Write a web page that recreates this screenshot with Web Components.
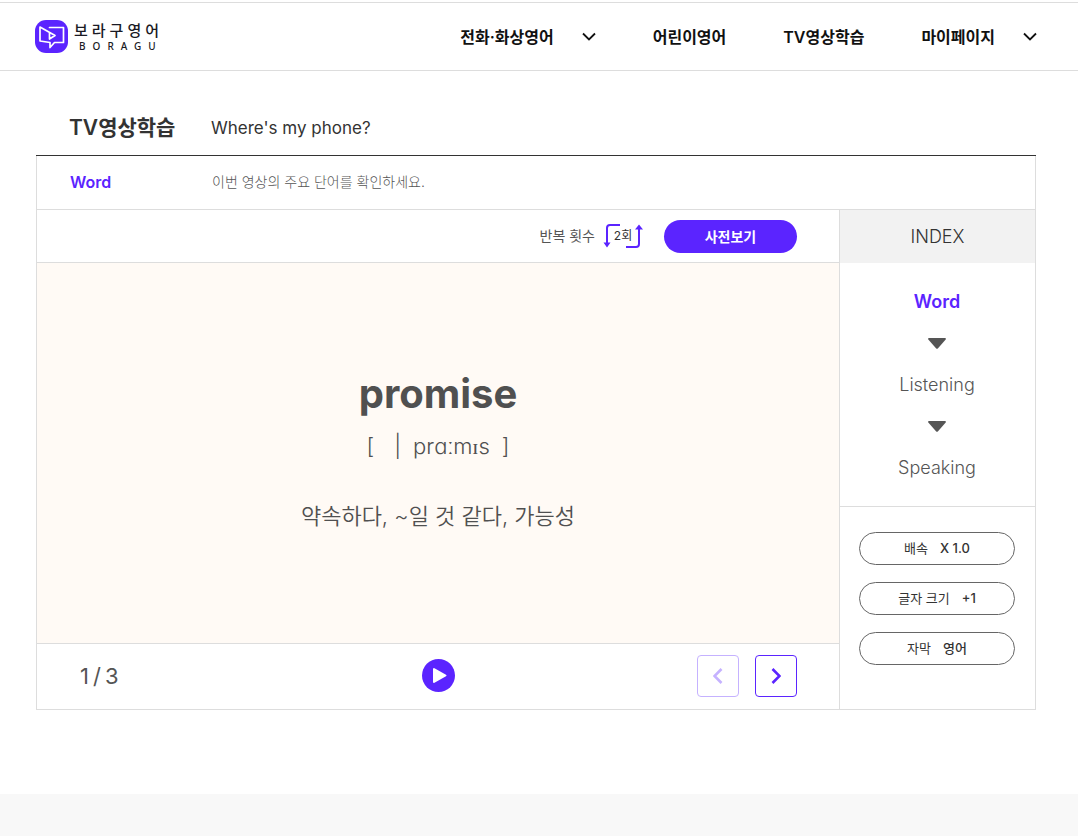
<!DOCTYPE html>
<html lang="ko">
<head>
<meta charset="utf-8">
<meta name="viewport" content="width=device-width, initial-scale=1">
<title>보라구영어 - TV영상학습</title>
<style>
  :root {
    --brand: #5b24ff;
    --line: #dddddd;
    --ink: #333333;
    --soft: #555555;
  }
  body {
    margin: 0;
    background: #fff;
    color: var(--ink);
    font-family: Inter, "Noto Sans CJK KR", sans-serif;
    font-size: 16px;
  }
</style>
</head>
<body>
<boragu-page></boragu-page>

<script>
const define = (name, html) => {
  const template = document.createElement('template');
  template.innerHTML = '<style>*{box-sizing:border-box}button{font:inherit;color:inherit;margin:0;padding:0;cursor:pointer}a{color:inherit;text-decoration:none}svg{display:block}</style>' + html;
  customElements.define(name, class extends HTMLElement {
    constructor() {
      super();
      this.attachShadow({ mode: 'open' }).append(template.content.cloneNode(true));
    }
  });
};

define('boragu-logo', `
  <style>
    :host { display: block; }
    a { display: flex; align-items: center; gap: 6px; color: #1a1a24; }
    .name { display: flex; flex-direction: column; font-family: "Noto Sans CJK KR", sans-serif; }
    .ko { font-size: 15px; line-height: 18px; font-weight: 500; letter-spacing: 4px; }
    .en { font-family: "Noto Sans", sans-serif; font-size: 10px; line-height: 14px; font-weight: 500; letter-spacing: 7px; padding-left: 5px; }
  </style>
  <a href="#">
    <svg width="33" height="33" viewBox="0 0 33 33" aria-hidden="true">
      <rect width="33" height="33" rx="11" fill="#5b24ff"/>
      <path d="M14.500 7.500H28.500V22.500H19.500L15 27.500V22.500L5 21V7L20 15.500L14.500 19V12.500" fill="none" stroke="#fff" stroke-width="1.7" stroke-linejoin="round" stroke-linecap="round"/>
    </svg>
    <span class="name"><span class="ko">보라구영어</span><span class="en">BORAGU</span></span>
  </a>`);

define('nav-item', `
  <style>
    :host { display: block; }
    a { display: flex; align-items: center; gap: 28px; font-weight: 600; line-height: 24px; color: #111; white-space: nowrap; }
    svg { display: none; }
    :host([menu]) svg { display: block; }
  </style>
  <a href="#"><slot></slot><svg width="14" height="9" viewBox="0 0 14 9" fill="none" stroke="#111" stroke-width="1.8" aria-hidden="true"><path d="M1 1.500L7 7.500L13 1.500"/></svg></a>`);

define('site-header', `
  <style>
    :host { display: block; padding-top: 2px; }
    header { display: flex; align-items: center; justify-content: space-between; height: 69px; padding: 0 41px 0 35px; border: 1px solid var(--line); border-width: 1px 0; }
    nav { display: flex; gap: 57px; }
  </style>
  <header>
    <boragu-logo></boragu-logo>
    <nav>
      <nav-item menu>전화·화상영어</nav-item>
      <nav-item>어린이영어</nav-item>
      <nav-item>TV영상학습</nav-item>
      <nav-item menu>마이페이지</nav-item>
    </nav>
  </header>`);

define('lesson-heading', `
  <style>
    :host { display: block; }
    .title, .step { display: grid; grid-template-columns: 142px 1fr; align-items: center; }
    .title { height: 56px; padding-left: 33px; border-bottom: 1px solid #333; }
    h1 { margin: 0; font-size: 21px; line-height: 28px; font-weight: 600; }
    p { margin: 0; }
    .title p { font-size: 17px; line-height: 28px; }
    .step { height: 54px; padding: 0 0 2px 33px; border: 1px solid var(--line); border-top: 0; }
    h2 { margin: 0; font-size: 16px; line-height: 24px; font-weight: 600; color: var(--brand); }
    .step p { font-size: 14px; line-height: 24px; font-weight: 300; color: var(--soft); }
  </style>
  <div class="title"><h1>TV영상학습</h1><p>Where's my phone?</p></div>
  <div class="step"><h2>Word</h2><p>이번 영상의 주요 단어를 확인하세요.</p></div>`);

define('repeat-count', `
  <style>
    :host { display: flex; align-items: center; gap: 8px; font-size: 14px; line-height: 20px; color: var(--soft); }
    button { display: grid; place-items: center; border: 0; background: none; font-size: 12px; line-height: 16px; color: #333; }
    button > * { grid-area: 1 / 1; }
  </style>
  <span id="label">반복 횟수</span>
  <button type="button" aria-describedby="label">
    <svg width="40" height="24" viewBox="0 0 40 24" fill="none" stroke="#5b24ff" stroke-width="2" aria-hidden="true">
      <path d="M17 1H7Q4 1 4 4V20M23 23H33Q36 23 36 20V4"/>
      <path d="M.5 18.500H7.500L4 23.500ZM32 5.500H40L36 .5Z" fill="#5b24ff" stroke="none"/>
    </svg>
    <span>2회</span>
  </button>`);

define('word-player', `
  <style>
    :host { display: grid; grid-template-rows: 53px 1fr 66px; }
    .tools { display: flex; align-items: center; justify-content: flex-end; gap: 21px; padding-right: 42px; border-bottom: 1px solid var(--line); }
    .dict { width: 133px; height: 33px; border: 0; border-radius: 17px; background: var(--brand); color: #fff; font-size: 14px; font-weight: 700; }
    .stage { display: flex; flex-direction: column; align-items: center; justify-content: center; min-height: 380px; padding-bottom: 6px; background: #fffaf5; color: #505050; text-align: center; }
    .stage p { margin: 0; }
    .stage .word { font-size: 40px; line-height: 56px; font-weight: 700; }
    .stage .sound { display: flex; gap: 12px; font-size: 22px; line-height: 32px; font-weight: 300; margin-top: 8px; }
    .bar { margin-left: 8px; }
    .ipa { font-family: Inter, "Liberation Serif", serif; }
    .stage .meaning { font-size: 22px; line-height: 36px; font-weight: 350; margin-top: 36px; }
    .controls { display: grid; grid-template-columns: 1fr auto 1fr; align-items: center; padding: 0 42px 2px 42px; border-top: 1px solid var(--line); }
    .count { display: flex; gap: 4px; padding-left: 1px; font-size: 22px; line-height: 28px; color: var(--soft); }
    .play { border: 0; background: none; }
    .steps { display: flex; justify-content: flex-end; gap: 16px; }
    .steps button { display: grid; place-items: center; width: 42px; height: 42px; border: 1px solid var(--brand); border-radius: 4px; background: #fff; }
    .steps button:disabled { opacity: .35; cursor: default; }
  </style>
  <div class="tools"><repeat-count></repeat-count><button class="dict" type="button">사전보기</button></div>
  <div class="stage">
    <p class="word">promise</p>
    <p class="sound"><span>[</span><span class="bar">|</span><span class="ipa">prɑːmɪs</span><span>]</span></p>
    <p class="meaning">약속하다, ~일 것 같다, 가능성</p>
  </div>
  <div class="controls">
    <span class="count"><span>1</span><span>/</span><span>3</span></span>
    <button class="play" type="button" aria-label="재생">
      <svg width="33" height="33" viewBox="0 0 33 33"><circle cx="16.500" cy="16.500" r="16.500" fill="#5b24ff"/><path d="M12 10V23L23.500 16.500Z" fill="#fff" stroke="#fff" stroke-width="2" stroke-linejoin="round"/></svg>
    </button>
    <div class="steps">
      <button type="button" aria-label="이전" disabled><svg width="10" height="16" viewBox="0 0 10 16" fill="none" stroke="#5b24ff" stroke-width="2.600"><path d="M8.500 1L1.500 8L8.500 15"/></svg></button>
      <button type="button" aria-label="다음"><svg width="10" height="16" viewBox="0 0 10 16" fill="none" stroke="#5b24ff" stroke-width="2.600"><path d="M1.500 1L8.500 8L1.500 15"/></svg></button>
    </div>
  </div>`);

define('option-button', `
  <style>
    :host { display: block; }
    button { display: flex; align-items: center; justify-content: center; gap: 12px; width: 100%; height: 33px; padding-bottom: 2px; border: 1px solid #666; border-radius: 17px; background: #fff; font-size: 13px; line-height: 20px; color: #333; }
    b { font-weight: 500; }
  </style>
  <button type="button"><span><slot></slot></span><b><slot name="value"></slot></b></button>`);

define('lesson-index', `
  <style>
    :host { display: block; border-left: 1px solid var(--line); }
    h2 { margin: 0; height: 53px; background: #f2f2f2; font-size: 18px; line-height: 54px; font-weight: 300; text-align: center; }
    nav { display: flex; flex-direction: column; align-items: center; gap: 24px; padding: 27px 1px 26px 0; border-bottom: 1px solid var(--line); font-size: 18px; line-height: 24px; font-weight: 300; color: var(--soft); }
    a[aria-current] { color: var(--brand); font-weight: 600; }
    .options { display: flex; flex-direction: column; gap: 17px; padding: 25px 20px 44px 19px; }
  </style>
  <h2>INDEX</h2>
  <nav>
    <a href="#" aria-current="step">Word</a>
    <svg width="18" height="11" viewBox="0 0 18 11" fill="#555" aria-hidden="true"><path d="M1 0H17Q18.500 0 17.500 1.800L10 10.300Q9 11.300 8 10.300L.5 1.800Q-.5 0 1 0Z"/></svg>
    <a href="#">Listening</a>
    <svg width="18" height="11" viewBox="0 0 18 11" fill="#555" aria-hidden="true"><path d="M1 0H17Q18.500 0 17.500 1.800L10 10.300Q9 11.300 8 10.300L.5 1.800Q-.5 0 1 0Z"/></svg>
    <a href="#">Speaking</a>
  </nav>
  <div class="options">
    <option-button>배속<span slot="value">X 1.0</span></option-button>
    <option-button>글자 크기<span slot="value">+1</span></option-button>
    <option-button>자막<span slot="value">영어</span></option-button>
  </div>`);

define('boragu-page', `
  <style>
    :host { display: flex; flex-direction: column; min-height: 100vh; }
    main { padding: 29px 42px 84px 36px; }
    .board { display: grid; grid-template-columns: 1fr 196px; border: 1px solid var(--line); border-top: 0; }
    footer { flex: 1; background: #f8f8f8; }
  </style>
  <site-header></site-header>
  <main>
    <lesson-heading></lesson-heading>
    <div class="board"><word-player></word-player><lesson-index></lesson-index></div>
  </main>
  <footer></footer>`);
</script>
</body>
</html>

-----

→ **Do this**
Exactly as written, please give again the lines from the beginning of the listing through the line containing "<boragu-page></boragu-page>", inclusive, without any pictures.

→ **Task answer**
Write a web page that recreates this screenshot with Web Components.
<!DOCTYPE html>
<html lang="ko">
<head>
<meta charset="utf-8">
<meta name="viewport" content="width=device-width, initial-scale=1">
<title>보라구영어 - TV영상학습</title>
<style>
  :root {
    --brand: #5b24ff;
    --line: #dddddd;
    --ink: #333333;
    --soft: #555555;
  }
  body {
    margin: 0;
    background: #fff;
    color: var(--ink);
    font-family: Inter, "Noto Sans CJK KR", sans-serif;
    font-size: 16px;
  }
</style>
</head>
<body>
<boragu-page></boragu-page>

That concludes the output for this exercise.